Using math for maintenance

It is always a helpful tool of the trade to use numbers creatively. I found this out recently while presenting a bunker renovation plan to a club membership that was about to vote on the project. 

As an introduction to a PowerPoint giving a few examples of the proposed changes, I told the audience that the goal was to have fewer bunkers, but larger ones, and that this would make them more conspicuous, in line with the original design. This would reduce overall maintenance because there would less area to maintain and less sand to supply or replenish while being easier to groom with a mechanical rake instead of hand raking. 

“We’re going from 67 bunkers to 45,” I said. “Total area will shrink from 60,902 square feet (1.4 acres) to 55,684 square feet (1.28 acres). That’s an 8.5 percent reduction. But the average bunker size will go from 909 square feet to 1,237. That’s a 36 percent expansion per bunker.”

How about explaining to the crew or to your golfers why it’s crucial to maintain the perimeter of the green when mowing? It is amazing how imperceptibly, and yet how irreversibly, it becomes as a putting surface shrinks. Take a standard green, which we will make perfectly round to fit the standard geometric formula for area of πr2. 

At a 44-foot, radius the green area measures 6,082 square feet. Now lose just 3 inches on the perimeter each year as the mower cheats so little no one even recognizes it. At the end of the fourth year, your green is down to a 43-foot radius and an area of 5,809 square feet – 4 percent smaller. After 20 years, the perimeter is down to 39 feet and the green measures 4,778 square feet – a 21 percent reduction. After 40 years, the putting surface, on radius of only 34 feet, measures 3,632 square feet and you have lost 40 percent of its entire area. That is about a 1 percent a year loss, all from 3 inches a year on the edge.

One of my favorite points to make while playing golf is explaining why golfers tend to miss putts by overreading the break. Superintendents will make friends for life with golfers by showing this during a round.

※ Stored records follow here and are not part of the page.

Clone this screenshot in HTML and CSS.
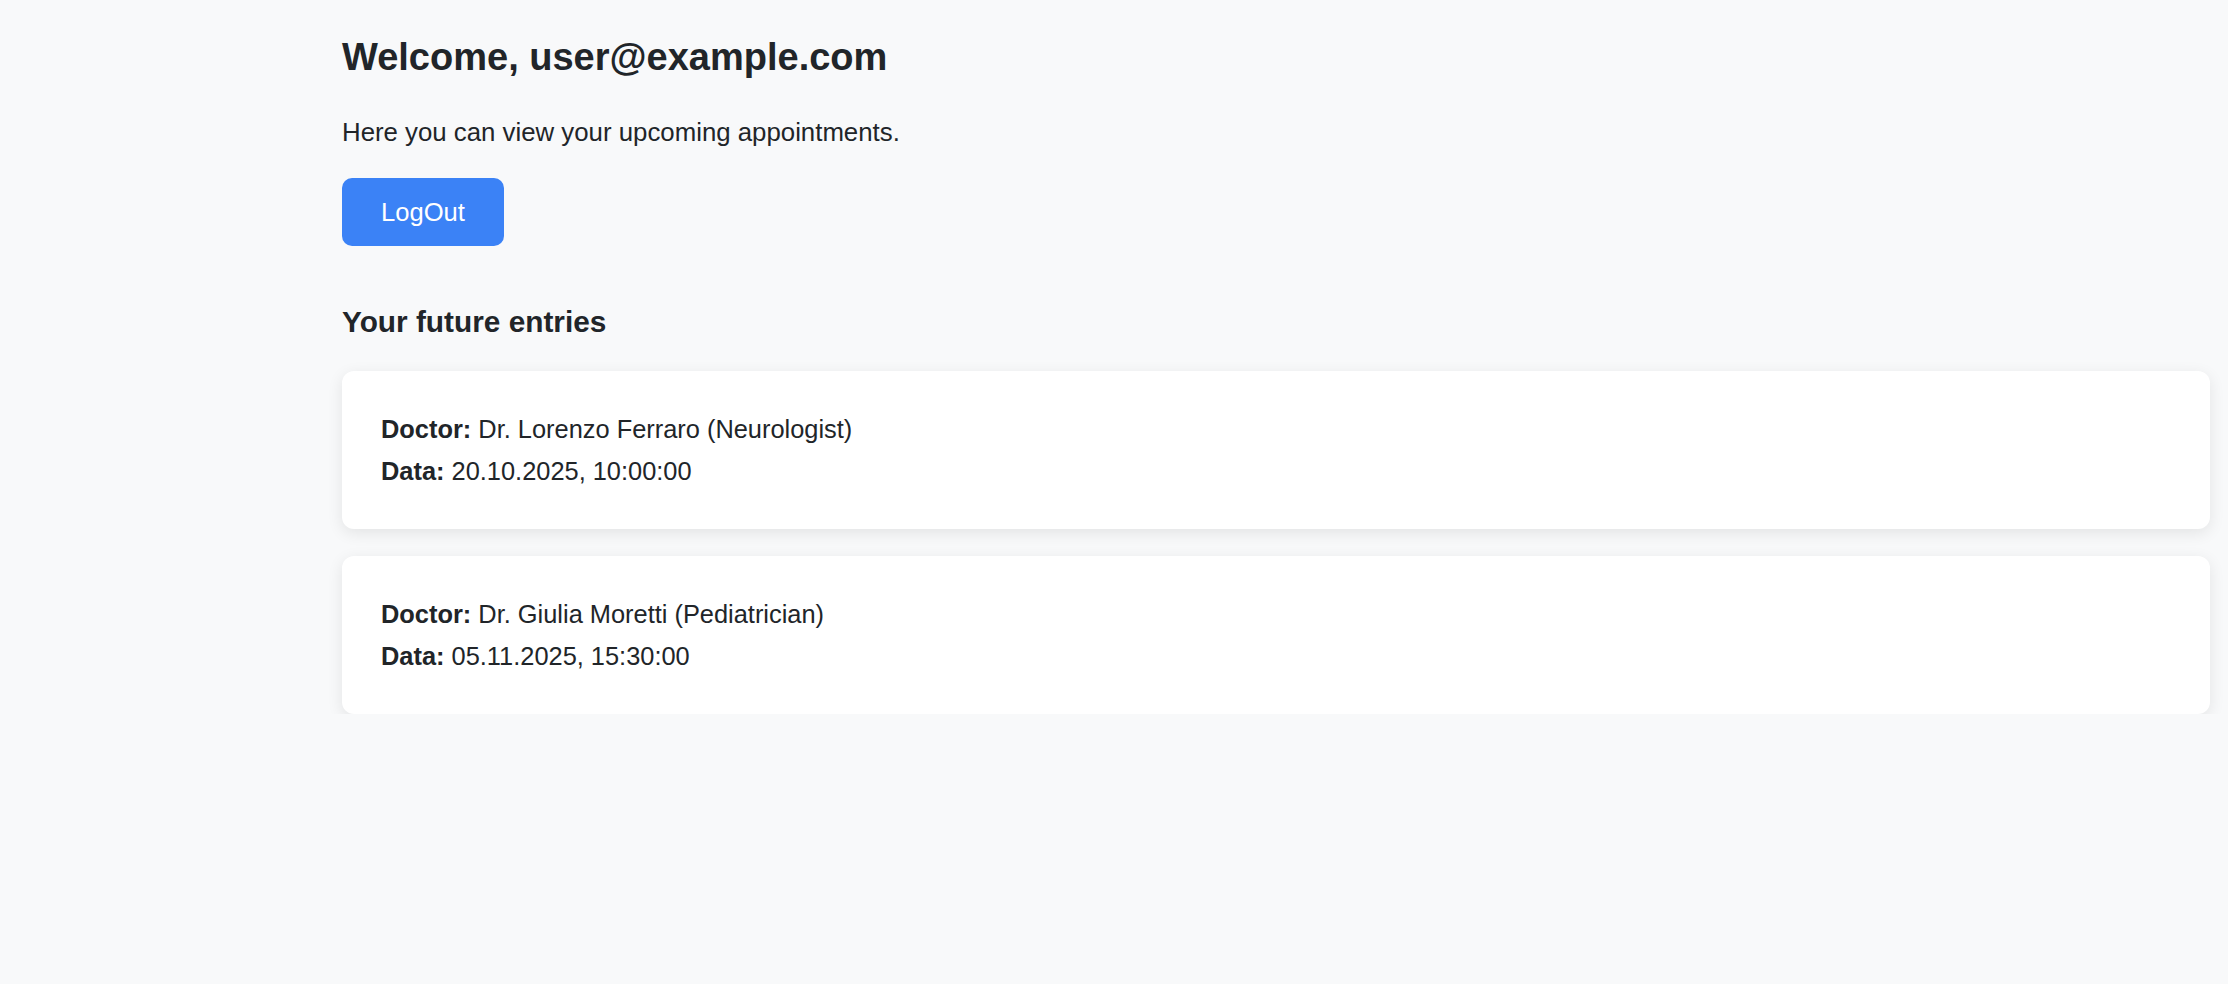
FILE: index.html
```html
<!DOCTYPE html>
<html lang="en">
<head>
<meta charset="utf-8">
<title>Appointments</title>
<link rel="stylesheet" href="styles.css">
</head>
<body>
  <main class="page">
    <h2 class="title">Welcome, user@example.com</h2>
    <p class="intro">Here you can view your upcoming appointments.</p>
    <button class="btn-logout" type="button">LogOut</button>
    <h3 class="section-title">Your future entries</h3>
    <div class="entries">
      <div class="card">
        <div class="line"><strong>Doctor:</strong> Dr. Lorenzo Ferraro (Neurologist)</div>
        <div class="line"><strong>Data:</strong> 20.10.2025, 10:00:00</div>
      </div>
      <div class="card">
        <div class="line"><strong>Doctor:</strong> Dr. Giulia Moretti (Pediatrician)</div>
        <div class="line"><strong>Data:</strong> 05.11.2025, 15:30:00</div>
      </div>
    </div>
  </main>
</body>
</html>
```

FILE: styles.css
```css
html, body {
  margin: 0;
  padding: 0;
  background: #f8f9fa;
}

.page {
  padding: 35px 18px 0 342px;
  font-family: "Liberation Sans", Arial, Helvetica, sans-serif;
  color: #212529;
}

.title {
  margin: 0;
  font-size: 38px;
  line-height: 44px;
  font-weight: 700;
}

.intro {
  margin: 38px 0 0;
  font-size: 25.8px;
  line-height: 30px;
}

.btn-logout {
  display: block;
  margin-top: 31px;
  height: 68px;
  padding: 0 39px;
  border: none;
  border-radius: 10px;
  background: #3b82f6;
  color: #ffffff;
  font-family: "Liberation Sans", Arial, Helvetica, sans-serif;
  font-size: 25.6px;
  line-height: 68px;
  cursor: pointer;
}

.section-title {
  margin: 59px 0 0;
  font-size: 29.8px;
  line-height: 34px;
  font-weight: 700;
}

.entries {
  margin-top: 32px;
  display: flex;
  flex-direction: column;
  gap: 27px;
}

.card {
  background: #ffffff;
  border-radius: 12px;
  padding: 37px 39px 37px;
  box-shadow: 0 4px 16px rgba(0, 0, 0, 0.09);
}

.line {
  font-size: 25.4px;
  line-height: 42px;
}

.line strong {
  font-weight: 700;
}
```
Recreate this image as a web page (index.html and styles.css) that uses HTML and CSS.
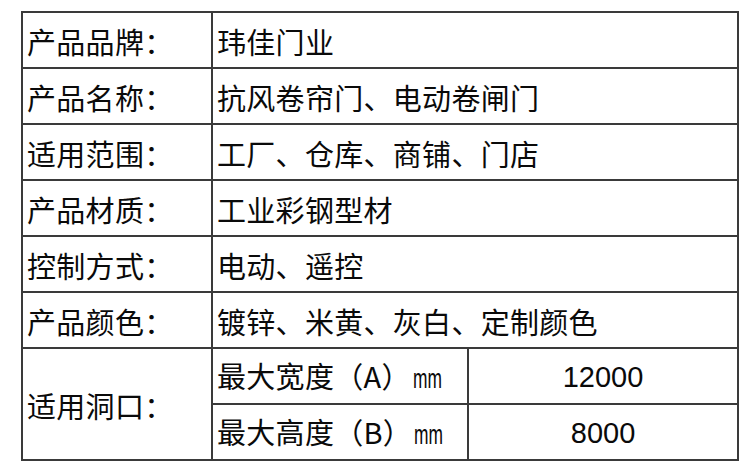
FILE: index.html
```html
<!DOCTYPE html>
<html lang="zh-CN">
<head>
<meta charset="utf-8">
<title>产品参数</title>
<link rel="stylesheet" href="styles.css">
</head>
<body>
<table class="spec">
  <colgroup>
    <col class="c-label">
    <col class="c-sub">
    <col class="c-val">
  </colgroup>
  <tbody>
    <tr><th>产品品牌：</th><td colspan="2">玮佳门业</td></tr>
    <tr><th>产品名称：</th><td colspan="2">抗风卷帘门、电动卷闸门</td></tr>
    <tr><th>适用范围：</th><td colspan="2">工厂、仓库、商铺、门店</td></tr>
    <tr><th>产品材质：</th><td colspan="2">工业彩钢型材</td></tr>
    <tr><th>控制方式：</th><td colspan="2">电动、遥控</td></tr>
    <tr><th>产品颜色：</th><td colspan="2">镀锌、米黄、灰白、定制颜色</td></tr>
    <tr><th rowspan="2">适用洞口：</th><td>最大宽度（A）<span class="unit">mm</span></td><td class="num">12000</td></tr>
    <tr><td>最大高度（B）<span class="unit">mm</span></td><td class="num">8000</td></tr>
  </tbody>
</table>
</body>
</html>
```

FILE: styles.css
```css
html, body {
  margin: 0;
  padding: 0;
  background: #ffffff;
}

body {
  padding: 11px 0 0 21px;
  font-family: "Noto Sans CJK SC", "Noto Sans", sans-serif;
  color: #0a0a0a;
}

.spec {
  border-collapse: collapse;
  table-layout: fixed;
  width: 716px;
}

.c-label { width: 190px; }
.c-sub { width: 256px; }
.c-val { width: 270px; }

.spec th,
.spec td {
  border: 2px solid #3a3a3a;
  height: 52px;
  padding: 2px 0 0 4px;
  font-size: 29px;
  letter-spacing: 0.3px;
  font-weight: 400;
  line-height: 1;
  text-align: left;
  vertical-align: middle;
  white-space: nowrap;
}

.spec td.num {
  text-align: center;
  padding-left: 0;
  letter-spacing: 0;
  font-family: "Liberation Sans", Arial, sans-serif;
  font-size: 29px;
}

.unit {
  display: inline-block;
  font-family: "Liberation Sans", Arial, sans-serif;
  font-size: 28px;
  letter-spacing: 0;
  transform: scaleX(0.62);
  transform-origin: left center;
  margin-left: 2px;
}
```
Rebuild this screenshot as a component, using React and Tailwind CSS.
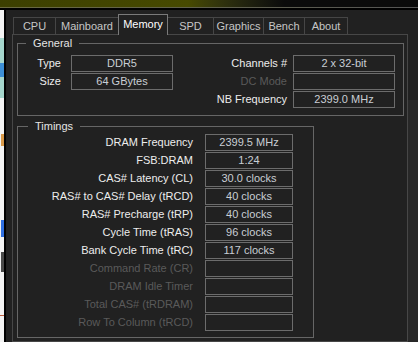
const FONT = "font-['Liberation_Sans',Arial,sans-serif]"

const TABS = [
  { label: 'CPU', w: 'w-[42px]' },
  { label: 'Mainboard', w: 'w-[63px]' },
  { label: 'Memory', w: 'w-[50px]', active: true },
  { label: 'SPD', w: 'w-[46px]' },
  { label: 'Graphics', w: 'w-[50px]' },
  { label: 'Bench', w: 'w-[41px]' },
  { label: 'About', w: 'w-[44px]', last: true },
]

const TIMINGS = [
  ['DRAM Frequency', '2399.5 MHz'],
  ['FSB:DRAM', '1:24'],
  ['CAS# Latency (CL)', '30.0 clocks'],
  ['RAS# to CAS# Delay (tRCD)', '40 clocks'],
  ['RAS# Precharge (tRP)', '40 clocks'],
  ['Cycle Time (tRAS)', '96 clocks'],
  ['Bank Cycle Time (tRC)', '117 clocks'],
  ['Command Rate (CR)', '', true],
  ['DRAM Idle Timer', '', true],
  ['Total CAS# (tRDRAM)', '', true],
  ['Row To Column (tRCD)', '', true],
]

function Field({ value }) {
  return (
    <div className="h-[17px] border border-[#6c6c6c] flex items-center justify-center text-[#c9ced4] whitespace-nowrap">
      {value}
    </div>
  )
}

function Label({ children, disabled }) {
  return (
    <div className={`h-[17px] flex items-center justify-end whitespace-nowrap ${disabled ? 'text-[#5a5a5a]' : 'text-[#ededed]'}`}>
      {children}
    </div>
  )
}

function DesktopEdge() {
  // bits of the desktop peeking out left of the window
  return (
    <div className="w-[4px] shrink-0 bg-[#f3f3f3] flex flex-col">
      <div className="h-[28px] shrink-0" />
      <div className="h-[25px] shrink-0 bg-[#a5d6cc]" />
      <div className="h-[14px] shrink-0 bg-[#3d8fd6]" />
      <div className="h-[21px] shrink-0 bg-[#a5d6cc]" />
      <div className="h-[36px] shrink-0" />
      <div className="h-[12px] shrink-0 w-[3px] ml-px bg-[#d99a4a]" />
      <div className="h-[74px] shrink-0" />
      <div className="h-[17px] shrink-0 w-[3px] ml-px bg-[#2f6fe0]" />
      <div className="h-[15px] shrink-0" />
      <div className="h-[20px] shrink-0 w-[3px] ml-px bg-[#4a4a4a]" />
      <div className="h-[43px] shrink-0" />
      <div className="h-px shrink-0 bg-[#c06040]" />
    </div>
  )
}

export default function App() {
  return (
    <div className={`w-[418px] h-[342px] overflow-hidden flex flex-col bg-[#f3f3f3] ${FONT} text-[11px] leading-[13px]`}>
      <div className="h-[7px] shrink-0 bg-linear-to-r from-[#3c3f00] via-[#474a00] via-45% to-[#0b0b0b] to-68%" />
      <div className="h-px shrink-0 bg-linear-to-r from-[#6a6a40] to-[#555555]" />
      <div className="h-[2px] shrink-0 bg-black" />

      <div className="flex flex-1 min-h-0">
        <DesktopEdge />

        <div className="flex-1 flex flex-col bg-[#212121] border-l-2 border-black">
          <div className="mt-[4px] ml-[7px] h-[20px] flex items-end shrink-0">
            {TABS.map((t) =>
              t.active ? (
                <div
                  key={t.label}
                  className={`${t.w} h-[21px] -mb-px -mr-px relative z-10 bg-[#212121] border border-b-0 border-[#7a7a7a] flex items-center justify-center pb-[2px] text-white`}
                >
                  {t.label}
                </div>
              ) : (
                <div
                  key={t.label}
                  className={`${t.w} h-[17px] border-t border-l ${t.last ? 'border-r' : ''} border-[#464646] flex items-center justify-center text-[#c6c6c6]`}
                >
                  {t.label}
                </div>
              )
            )}
          </div>

          <div className="flex flex-1 min-h-0">
            <div className="ml-[6px] w-[396px] shrink-0 border border-[#474747] pl-[4px] pr-[3px]">
              <fieldset className="mt-[2px] w-[387px] border border-[#666666] pb-[7px]">
                <legend className="ml-[8px] px-[7px] text-[#e4e4e4] leading-[13px]">General</legend>
                <div className="pt-[5px] pr-[8px] flex justify-between items-start">
                  <div className="grid grid-cols-[43px_102px] gap-x-[10px] gap-y-px">
                    <Label>Type</Label>
                    <Field value="DDR5" />
                    <Label>Size</Label>
                    <Field value="64 GBytes" />
                  </div>
                  <div className="grid grid-cols-[auto_102px] gap-x-[6px] gap-y-px">
                    <Label>Channels #</Label>
                    <Field value="2 x 32-bit" />
                    <Label disabled>DC Mode</Label>
                    <Field value="" />
                    <Label>NB Frequency</Label>
                    <Field value="2399.0 MHz" />
                  </div>
                </div>
              </fieldset>

              <fieldset className="mt-[4px] w-[297px] border border-[#666666] pb-[6px]">
                <legend className="ml-[10px] px-[7px] text-[#e4e4e4] leading-[13px]">Timings</legend>
                <div className="pt-px grid grid-cols-[175px_88px] gap-x-[12px] gap-y-px">
                  {TIMINGS.map(([label, value, disabled]) => (
                    <div key={label} className="contents">
                      <Label disabled={disabled}>{label}</Label>
                      <Field value={value} />
                    </div>
                  ))}
                </div>
              </fieldset>
            </div>

            <div className="flex-1 flex flex-col">
              <div className="h-[66px] shrink-0" />
              <div className="flex-1 bg-[#282828]" />
            </div>
          </div>
        </div>
      </div>
    </div>
  )
}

The inclination is to aim as far outside the hole as you expect the putt to curve on its path. But this overlooks the fact that the diameter of the hole, which is 4 1/4 inches across, includes the center point from which that break is measured. Technically then, the radius absorbs the first 2 1/8 inches of break. Not to get too geeky about it, we’ll call it 2 inches. So, when the caddie tells you the putt break a foot and indicates a spot a foot outside the hole, remind him, politely, that “the first 2 inches of break are inside the hole” and adjust your alignment accordingly. It might not matter much on 20-footers, but you don’t expect to make them anyway. On those all-crucial 5-footers, however, the minor adjustment could make a big difference.

How about the incessant demand for faster greens – most of the time by mid-handicap golfers who never finish putting out their 3-foot come backers?  One thing I have learned is that rational explanation has its limits. Still, it’s the superintendent’s obligation to try. Which is why it is worth explaining with the help of one of those multi-colored slope analysis charts that graph a green’s pitch from 0 to 10 percent, from safe green to fire engine red. 

When only 20 percent of the entire putting surface of a vintage-age green is at 3 percent or under, finding cupping space becomes a delicate task, particularly at mowing heights approaching 1/10th of an inch when green speeds surpass 10 on the Stimpmeter. The simple point of geometry – or is it friction? – at that level is that the ball will not stop on a slope above 3 percent. That makes finding a fair (and level) spot to cut the hole a desperate search. It also produces worn out spots on the few areas of the green where cup-able space can be found. The result usually is a combination of limited setups, a feeling of unfairness when you get one of those unstoppable putts and frustration that ends up targeting the superintendent. Something must give.

Since it’s cheaper and easier to peel back on golfer expectations than to blow up the green and rebuild it, the most sensible thing is to limit green speeds – but only with the help of those flow charts.  

The use of basic data presumes a willingness on the golfer’s part to accept rational explanation. All a superintendent can do is make a reasonable case with the evidence at hand. In that sense, basic math is a useful tool. Though by no means a guarantee.